Trick or Treat? Treating the Trick

Around this time of year people are getting ready for their Halloween parties. Kids will have parties in school and dress up as witches or various ghouls. This is just a bit of fun as long as it does not incite people and children to delve further into occultism.

At Halloween time you have heard about trick-or-treat which is a customary practice for children in many countries. No such door-to-door practice here but there is an all year round trick that is common place.

Here in paradise, yes here, there are some nasty people around who use the occult to try to harm others. It is not enough for them to live in peace and take care of their daily problems. Living in harmony is not their lifestyle, they like to express their hate for others by the use of sorcery.

The preferred method is the indirect one. Generally, perpetrators are cowards who do not want to get their hands dirty and not having the know-how they then resort to paying some “traiteur”, “longaniste”, (local names for a sorcerer), or anyone practising sorcery. For a fee the sorcerer will concoct a magic spell that is supposed to harm a designated person or persons. The process might be done in a cemetery or at the sorcerer’s residence. It is usual that objects like small effigies are made, see photo above, (click on photo to enlarge). These can be fabricated from paper mache paste and coloured with saffron. Some sort of incantation ritual made over them and then they are secretly deposited near a victim’s home. The above photo is an actual example of two effigies dumped on a couple’s doorstep. The contents were wrapped up in paper and plastic bag. The package was probably thrown over the fence by a passing vehicle. I was called by the victims to witness the package and made photos for an official police complaint.

Other forms of hate messages can have a more sinister form. Just a few days ago while walking around my brother-in-law’s garden patch two little bundles were found hidden in the ground. These little bundles were like little balls with contents rolled up. The contents were cloves, garlic, cinnamon sticks and dried blood. These bundles were immediately disposed of by burning them.

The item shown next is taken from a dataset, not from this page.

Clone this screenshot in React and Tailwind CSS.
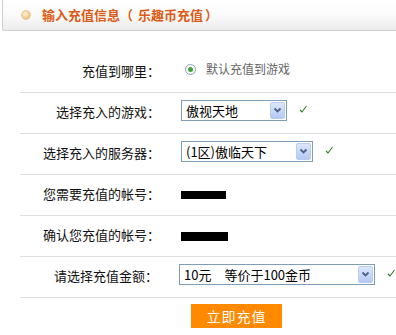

The obvious message is always the same, one of terror and hate with the intention to do harm in some supernatural way. Obviously, it all depends on the belief or not of the receiver. If a person views these acts as coming from morons and throws the stuff away in the garbage or burns them, that is the end of that. If a person is susceptible to superstition then they can be influenced and terrorized. Nevertheless, this practice is quite common here, so much so that it could be mistaken for a national sport.

The attitude to take if you fall foul of this practice is one of contempt. The initiator will have done the deed through a charlatan who would have relieved the person of some hard-earned cash. Therefore, treat the trick by disposing of it in the way you would any garbage. Nothing is gained by the originator, on the contrary, there was a financial loss in the process.

0 thoughts on “Trick or Treat? Treating the Trick”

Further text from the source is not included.